▶ [EXERCISE OBJECTIVE]:
Identify the lines that contain the word "this", then copy them.
● ● ●
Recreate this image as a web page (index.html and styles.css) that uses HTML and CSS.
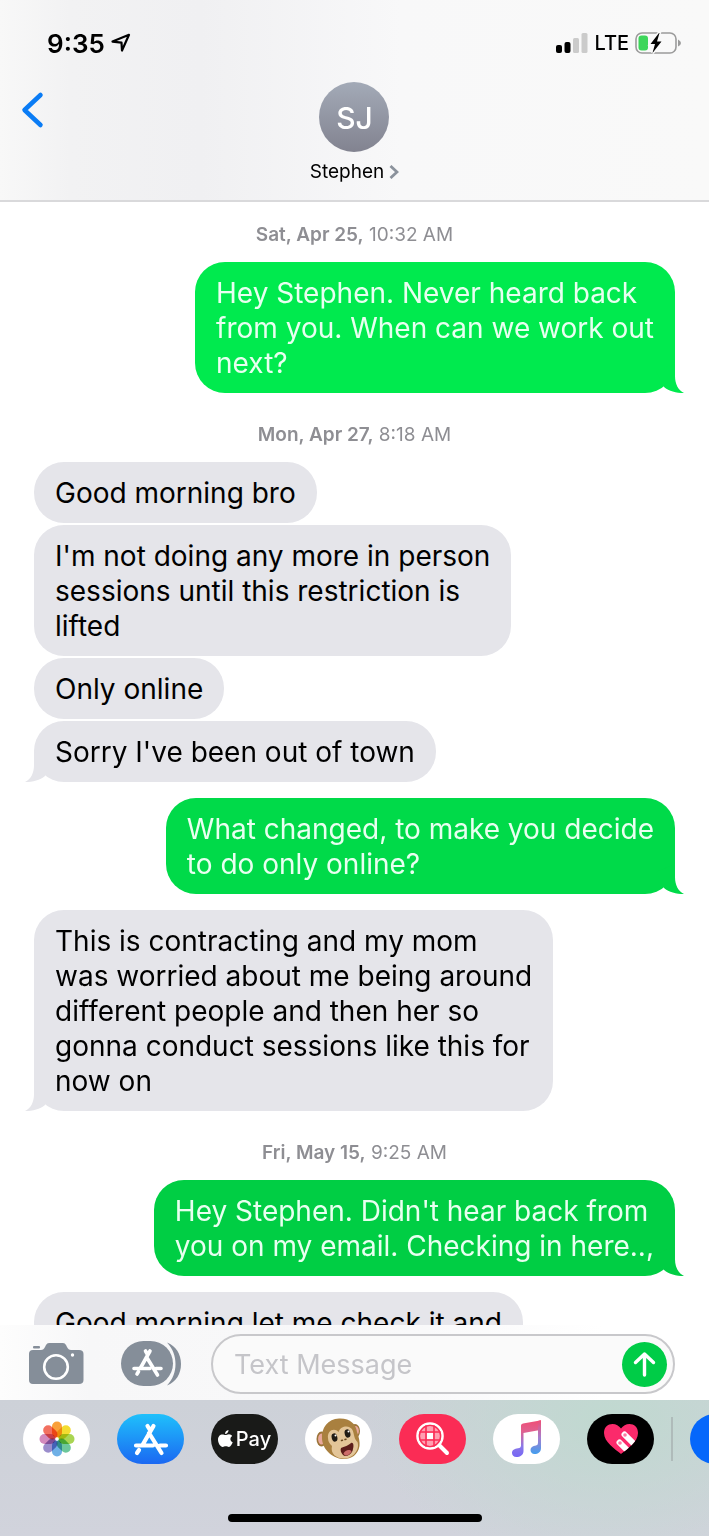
FILE: index.html
```html
<!DOCTYPE html>
<html lang="en">

<head>
  <meta charset="UTF-8">
  <meta name="viewport" content="width=device-width, initial-scale=1.0">
  <title>Stephen</title>
  <link rel="stylesheet" href="styles.css">
</head>

<body>
  <header class="header">
    <div class="status-bar">
      <div class="status-time">
        <span>9:35</span>
        <svg width="20" height="20" viewBox="0 0 20 20" fill="none" stroke="#000" stroke-width="2.2" stroke-linejoin="round"><path d="M1.500 8.600L18 1.800L11 17.500L10.500 9.600Z"/></svg>
      </div>
      <div class="status-icons">
        <svg width="32" height="20" viewBox="0 0 32 20">
          <rect x="0" y="12" width="6" height="8" rx="2"/>
          <rect x="8.500" y="9" width="6" height="11" rx="2"/>
          <rect x="17" y="5" width="6" height="15" rx="1.500" fill="#cbcbcb"/>
          <rect x="25.500" y="0" width="6" height="20" rx="1.500" fill="#cbcbcb"/>
        </svg>
        <span class="status-network">LTE</span>
        <svg width="46" height="22" viewBox="0 0 46 22">
          <rect x="1" y="1" width="40" height="20" rx="6" fill="none" stroke="#9b9b9b" stroke-width="1.600"/>
          <path d="M43 7.500Q46 9 46 11T43 14.500Z" fill="#9b9b9b"/>
          <rect x="3.500" y="3.500" width="9.500" height="15" rx="3" fill="#3dd65a"/>
          <path d="M24 1L15.500 12H20L17.500 21L26.500 9.500H22L24.500 1Z" fill="#000" stroke="#f9f9f9" stroke-width="3" paint-order="stroke"/>
        </svg>
      </div>
    </div>
    <div class="nav">
      <button class="back" aria-label="Back">
        <svg width="26" height="38" viewBox="0 0 26 38" fill="none" stroke="#0a7cf5" stroke-width="4.500" stroke-linecap="round" stroke-linejoin="round"><path d="M20.500 4L4.500 19L20.500 34"/></svg>
      </button>
      <button class="contact">
        <span class="avatar">SJ</span>
        <span class="contact-name">Stephen
          <svg width="10" height="14" viewBox="0 0 10 14" fill="none" stroke="#8b929c" stroke-width="2.800"><path d="M1.500 1L8 7L1.500 13"/></svg>
        </span>
      </button>
    </div>
  </header>

  <main class="thread">
    <p class="stamp"><b>Sat, Apr 25,</b> 10:32 AM</p>
    <div class="group sent">
      <p class="bubble tail green-light">Hey Stephen. Never heard back<br>from you. When can we work out<br>next?</p>
    </div>

    <p class="stamp"><b>Mon, Apr 27,</b> 8:18 AM</p>
    <div class="group received">
      <p class="bubble">Good morning bro</p>
      <p class="bubble">I'm not doing any more in person<br>sessions until this restriction is<br>lifted</p>
      <p class="bubble">Only online</p>
      <p class="bubble tail">Sorry I've been out of town</p>
    </div>
    <div class="group sent">
      <p class="bubble tail green-mid">What changed, to make you decide<br>to do only online?</p>
    </div>
    <div class="group received">
      <p class="bubble tail">This is contracting and my mom<br>was worried about me being around<br>different people and then her so<br>gonna conduct sessions like this for<br>now on</p>
    </div>

    <p class="stamp"><b>Fri, May 15,</b> 9:25 AM</p>
    <div class="group sent">
      <p class="bubble tail green-dark">Hey Stephen. Didn't hear back from<br>you on my email. Checking in here..,</p>
    </div>
    <div class="group received">
      <p class="bubble bubble-cut">Good morning let me check it and</p>
    </div>
  </main>

  <form class="compose">
    <button class="tool" type="button" aria-label="Camera">
      <svg width="56" height="44" viewBox="0 0 56 44">
        <rect x="5" y="4" width="7" height="2.500" rx="1" fill="#858e99"/>
        <path d="M5 8H13C15 8 16 7 17 5L18 3Q19 1 21 1H35Q37 1 38 3L39 5C40 7 41 8 43 8H51Q55.500 8 55.500 12V38Q55.500 42 51 42H5Q1 42 1 38V12Q1 8 5 8Z" fill="#858e99"/>
        <circle cx="28" cy="25" r="11.800" fill="none" stroke="#fff" stroke-width="2.600"/>
        <circle cx="44.500" cy="13" r="1.700" fill="#fff"/>
      </svg>
    </button>
    <button class="tool" type="button" aria-label="Apps">
      <svg width="60" height="46" viewBox="0 0 60 46">
        <path d="M46 1.500C55 5 60 13 60 23S55 41 46 44.500C52 38 54.500 31 54.500 23S52 8 46 1.500Z" fill="#858e99"/>
        <rect x="0" y="0" width="52" height="45" rx="22.500" fill="#858e99"/>
        <g fill="none" stroke="#fff" stroke-width="3.600" stroke-linecap="round">
          <path d="M24.500 10L26.500 13.500M29 10L19.500 27M25.500 16L36.500 34M17.500 30.500L16 33"/>
          <path d="M13 27.500H29M35 27.500H40"/>
        </g>
      </svg>
    </button>
    <div class="field">
      <input class="field-input" type="text" placeholder="Text Message" aria-label="Text Message">
      <button class="send" type="submit" aria-label="Send">
        <svg width="45" height="45" viewBox="0 0 45 45" fill="none" stroke="#fff" stroke-width="3.400" stroke-linecap="round" stroke-linejoin="round"><path d="M22.500 33V12M13.500 20.500L22.500 12L31.500 20.500"/></svg>
      </button>
    </div>
  </form>

  <footer class="drawer">
    <nav class="apps">
      <button class="app app-white" aria-label="Photos">
        <svg width="36" height="36" viewBox="-18 -18 36 36">
          <g class="petals">
            <rect x="-5" y="-17.500" width="10" height="16" rx="5" fill="#f9a03a"/>
            <rect x="-5" y="-17.500" width="10" height="16" rx="5" fill="#f3dc30" transform="rotate(45)"/>
            <rect x="-5" y="-17.500" width="10" height="16" rx="5" fill="#a9d552" transform="rotate(90)"/>
            <rect x="-5" y="-17.500" width="10" height="16" rx="5" fill="#6cc79b" transform="rotate(135)"/>
            <rect x="-5" y="-17.500" width="10" height="16" rx="5" fill="#6fb0e6" transform="rotate(180)"/>
            <rect x="-5" y="-17.500" width="10" height="16" rx="5" fill="#9b8dcc" transform="rotate(225)"/>
            <rect x="-5" y="-17.500" width="10" height="16" rx="5" fill="#d38abd" transform="rotate(270)"/>
            <rect x="-5" y="-17.500" width="10" height="16" rx="5" fill="#f27060" transform="rotate(315)"/>
          </g>
          <circle r="1.500" fill="#fff"/>
        </svg>
      </button>
      <button class="app app-store" aria-label="App Store">
        <svg width="38" height="34" viewBox="0 0 38 34" fill="none" stroke="#fff" stroke-width="4.200" stroke-linecap="round">
          <path d="M15.500 4L18 8M21.500 4L10.500 23M17 11L29.500 31M7 28L5 31M4 23.500H21M28 23.500H34"/>
        </svg>
      </button>
      <button class="app app-pay" aria-label="Apple Pay">
        <svg width="15" height="18" viewBox="0 0 15 18" fill="#fff">
          <path d="M10.500 0C10.600 2 9 4 7 4C7 2 8.600 .3 10.500 0Z"/>
          <path d="M7.500 5C8.500 5 9.300 4.200 11 4.200C12.300 4.200 13.500 5 14.200 6C11.500 7.500 12 11.300 14.700 12.300C14 14.300 12.500 17 10.900 17C9.700 17 9.300 16.300 7.800 16.300S5.800 17 4.700 17C2.500 17 0 13 0 9.700C0 6.300 2.200 4.400 4.300 4.400C5.700 4.400 6.500 5 7.500 5Z"/>
        </svg>
        <span>Pay</span>
      </button>
      <button class="app app-white" aria-label="Animoji">
        <svg width="46" height="44" viewBox="0 0 46 44">
          <ellipse cx="5.500" cy="22" rx="5" ry="7.500" fill="#9b7438"/>
          <ellipse cx="5.500" cy="22" rx="3.400" ry="5.500" fill="#e9a89c"/>
          <ellipse cx="39" cy="14" rx="5" ry="7" fill="#9b7438"/>
          <ellipse cx="39.500" cy="14" rx="3.400" ry="5" fill="#e9a89c"/>
          <path d="M6 22C5 11 12 2 23 1.500C34 1 40 7 41 15C43 20 44 25 43.500 29C42 38 35 42 28 42C18 42 7 34 6 22Z" fill="#a9803f"/>
          <path d="M12 21C11 14 18 10 22.500 15C25 8 34 8 36.500 13C38.500 18 38 22 41.500 25C44 33 37 41 29 41.500C21 42 14 37 16 29C14 27 12 25 12 21Z" fill="#e3c598"/>
          <ellipse cx="18.500" cy="20.500" rx="2.800" ry="4.200" transform="rotate(-14 18.500 20.500)" fill="#201b14"/>
          <ellipse cx="31.500" cy="16.500" rx="2.800" ry="4.200" transform="rotate(-14 31.500 16.500)" fill="#201b14"/>
          <circle cx="19.500" cy="18.500" r="1" fill="#fff"/>
          <circle cx="32.500" cy="14.500" r="1" fill="#fff"/>
          <path d="M25.500 23.500L26.500 23.200M29 22.500L30 22.200" stroke="#6b4a20" stroke-width="1.500" stroke-linecap="round"/>
          <path d="M25 31C28 30 33 28 35 26C38 25 38 30 36.500 34C34 39 29 40 27 38C25 36 24 33 25 31Z" fill="#5c1d1b"/>
          <path d="M27.500 36.500C29 33 34 32 35.500 34.500C33 39 29 40 27.500 36.500Z" fill="#cc6c69"/>
        </svg>
      </button>
      <button class="app app-search" aria-label="Images">
        <svg width="34" height="34" viewBox="0 0 34 34" fill="none" stroke="#fff">
          <circle cx="14" cy="14" r="12.500" fill="#ff9fb1" stroke-width="2.600"/>
          <circle cx="14" cy="14" r="10.600" stroke="#fb2c55" stroke-width="1.400"/>
          <path d="M10 3.500V24.500M18 3.500V24.500M3.500 10H24.500M3.500 18H24.500" stroke="#fb2c55" stroke-width="1.600"/>
          <rect x="11" y="11" width="6" height="6" fill="#fff" stroke="none"/>
          <path d="M23.500 23.500L31 31" stroke-width="4" stroke-linecap="round"/>
        </svg>
      </button>
      <button class="app app-white" aria-label="Music">
        <svg width="32" height="40" viewBox="0 0 32 40">
          <defs>
            <linearGradient id="note" gradientUnits="userSpaceOnUse" x1="0" y1="2" x2="0" y2="38">
              <stop offset="0" stop-color="#ee5078"/>
              <stop offset=".3" stop-color="#df6291"/>
              <stop offset=".7" stop-color="#8a78e8"/>
              <stop offset="1" stop-color="#7667f5"/>
            </linearGradient>
            <linearGradient id="stem" gradientUnits="userSpaceOnUse" x1="0" y1="2" x2="0" y2="36">
              <stop offset="0" stop-color="#ee5078"/>
              <stop offset=".5" stop-color="#a47fd0"/>
              <stop offset="1" stop-color="#3ca0f0"/>
            </linearGradient>
          </defs>
          <path d="M10 6.500Q10 5 12 4.500L29 1.500V11L12.500 14V32C12.500 36 9 38 5.500 38C2.500 38 1 36 1 34C1 31 3.500 30 7 29.300Q10 29 10 26.500Z" fill="url(#note)"/>
          <path d="M27 2L30 1V29C30 33 27 35 23.500 35C21 35 19.500 33 19.500 31C19.500 28.500 21.500 27 25 26.500Q27 26 27 24Z" fill="url(#stem)"/>
        </svg>
      </button>
      <button class="app app-touch" aria-label="Digital Touch">
        <svg width="36" height="32" viewBox="0 0 36 32">
          <defs>
            <clipPath id="heart"><path d="M18 31C12 26 1 19 1 10C1 4 5 1 9.500 1C13 1 16 3 18 5.500C20 3 23 1 26.500 1C31 1 35 4 35 10C35 19 24 26 18 31Z"/></clipPath>
          </defs>
          <g clip-path="url(#heart)">
            <rect width="36" height="32" fill="#fb2a6b"/>
            <path d="M16.500 19.500L29 32M21.500 11.500L37 27" stroke="#fff" stroke-width="6" stroke-linecap="round"/>
            <circle cx="17" cy="20" r="1.800" fill="#fb7ba3"/>
            <circle cx="22" cy="12" r="1.800" fill="#fb7ba3"/>
          </g>
        </svg>
      </button>
      <span class="divider"></span>
      <button class="app app-blue" aria-label="More apps"></button>
    </nav>
    <div class="home-bar"></div>
  </footer>
</body>

</html>
```
FILE: styles.css
```css
* {
  box-sizing: border-box;
}

body {
  margin: 0;
  height: 100vh;
  display: flex;
  flex-direction: column;
  overflow: hidden;
  background: #fff;
  color: #000;
  font-family: Inter, "Liberation Sans", sans-serif;
}

button {
  display: flex;
  align-items: center;
  justify-content: center;
  padding: 0;
  border: none;
  background: none;
  color: inherit;
  font-family: inherit;
}

svg {
  display: block;
  flex: none;
}

p {
  margin: 0;
}

/* Header */
.header {
  flex: none;
  border-bottom: 2px solid #d9d9db;
  background: linear-gradient(90deg, #f8f8f8 0, #f2f2f3 70px, #f0f0f2 200px, #f8f8f9 400px, #f9f9f9 100%);
}

.status-bar {
  display: flex;
  justify-content: space-between;
  align-items: center;
  padding: 28px 28px 0 47px;
}

.status-time,
.status-icons {
  display: flex;
  align-items: center;
  gap: 6px;
  height: 30px;
}

.status-time {
  font-size: 26px;
  font-weight: 600;
}

.status-network {
  font-size: 20px;
  font-weight: 500;
}

.nav {
  display: grid;
  grid-template-columns: 1fr auto 1fr;
  align-items: start;
  padding: 24px 20px 16px;
}

.back {
  justify-self: start;
  margin-top: 9px;
}

.contact {
  flex-direction: column;
  gap: 8px;
}

.avatar {
  width: 70px;
  height: 70px;
  border-radius: 50%;
  background: linear-gradient(#a3aab7, #828390);
  color: #fff;
  font-size: 30px;
  font-weight: 500;
  line-height: 72px;
}

.contact-name {
  display: flex;
  align-items: center;
  gap: 5px;
  font-size: 19px;
  line-height: 24px;
}

/* Messages */
.thread {
  flex: 1;
  min-height: 0;
  display: flex;
  flex-direction: column;
  gap: 16px;
  padding: 7px 34px 0;
  overflow: hidden;
}

.stamp {
  flex: none;
  margin-top: 15px;
  color: #8e8e93;
  font-size: 19px;
  line-height: 22px;
  text-align: center;
}

.stamp b {
  font-weight: 600;
}

.group {
  flex: none;
  display: flex;
  flex-direction: column;
  gap: 2px;
}

.sent {
  align-items: flex-end;
}

.received {
  align-items: flex-start;
}

.bubble {
  position: relative;
  isolation: isolate;
  padding: 14px 21px 12px;
  border-radius: 30px;
  background: #e5e5ea;
  font-size: 28px;
  line-height: 35px;
  white-space: nowrap;
}

.bubble-cut {
  padding-bottom: 48px;
}

.sent .bubble {
  color: #e8fff0;
}

.sent .green-light {
  background: #00ea4e;
}

.sent .green-mid {
  background: #00da49;
}

.sent .green-dark {
  background: #00ce44;
}

/* Small curl at the lower corner of the last bubble in a group */
.tail::before {
  content: "";
  position: absolute;
  bottom: 0;
  z-index: -1;
  width: 38px;
  height: 30px;
  background: inherit;
}

.sent .tail::before {
  right: -9px;
  clip-path: path("M29 0V13C29 21 32 27 38 30C30 30 23 28 18 24L10 8Z");
}

.received .tail::before {
  left: -9px;
  clip-path: path("M9 0V13C9 21 6 27 0 30C8 30 15 28 20 24L28 8Z");
}

/* Compose bar */
.compose {
  flex: none;
  display: flex;
  align-items: center;
  padding: 9px 34px 6px 28px;
  background: linear-gradient(90deg, #fdfdfd, #f7f7f8 90px, #f9f9fa 60%, #fff 85%);
}

.tool {
  flex: none;
  margin-right: 37px;
}

.tool + .tool {
  margin-right: 30px;
}

.field {
  flex: 1;
  min-width: 0;
  display: flex;
  align-items: center;
  height: 60px;
  padding: 0 6px 0 21px;
  border: 2px solid #c8c8cb;
  border-radius: 30px;
  background: #fafafa;
}

.field-input {
  flex: 1;
  width: 100%;
  min-width: 0;
  padding: 0;
  border: none;
  outline: none;
  background: none;
  font-family: inherit;
  font-size: 27px;
}

.field-input::placeholder {
  color: #c5c5c9;
  opacity: 1;
}

.send {
  flex: none;
  width: 45px;
  height: 45px;
  border-radius: 50%;
  background: #00cc47;
}

/* App drawer */
.drawer {
  flex: none;
  height: 136px;
  overflow: hidden;
  background:
    radial-gradient(ellipse 240px 150px at 86% 20px, #c0d9d0, rgba(192, 217, 208, 0)),
    linear-gradient(#cdd1d8, #d1d3dc);
}

.apps {
  display: flex;
  align-items: center;
  gap: 27px;
  padding: 14px 0 0 23px;
}

.app {
  flex: none;
  width: 67px;
  height: 50px;
  border-radius: 25px;
}

.app-white {
  background: #fff;
}

.petals rect {
  mix-blend-mode: multiply;
}

.app-store {
  background: linear-gradient(#1fc0fb, #1b68f2);
}

.app-pay {
  gap: 3px;
  background: #191a18;
  color: #fff;
  font-size: 20px;
  font-weight: 500;
}

.app-search {
  background: #fb2c55;
}

.app-touch {
  background: #000;
}

.app-blue {
  background: #0567fb;
}

.divider {
  flex: none;
  width: 2px;
  height: 44px;
  margin: 0 -10px;
  background: #afbbba;
}

.home-bar {
  width: 254px;
  height: 8px;
  margin: 50px auto 0;
  border-radius: 4px;
  background: #000;
}
```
● ● ●
▶ [REPLY TO THE EXERCISE]:
Recreate this image as a web page (index.html and styles.css) that uses HTML and CSS.
      <p class="bubble">I'm not doing any more in person<br>sessions until this restriction is<br>lifted</p>
      <p class="bubble tail">This is contracting and my mom<br>was worried about me being around<br>different people and then her so<br>gonna conduct sessions like this for<br>now on</p>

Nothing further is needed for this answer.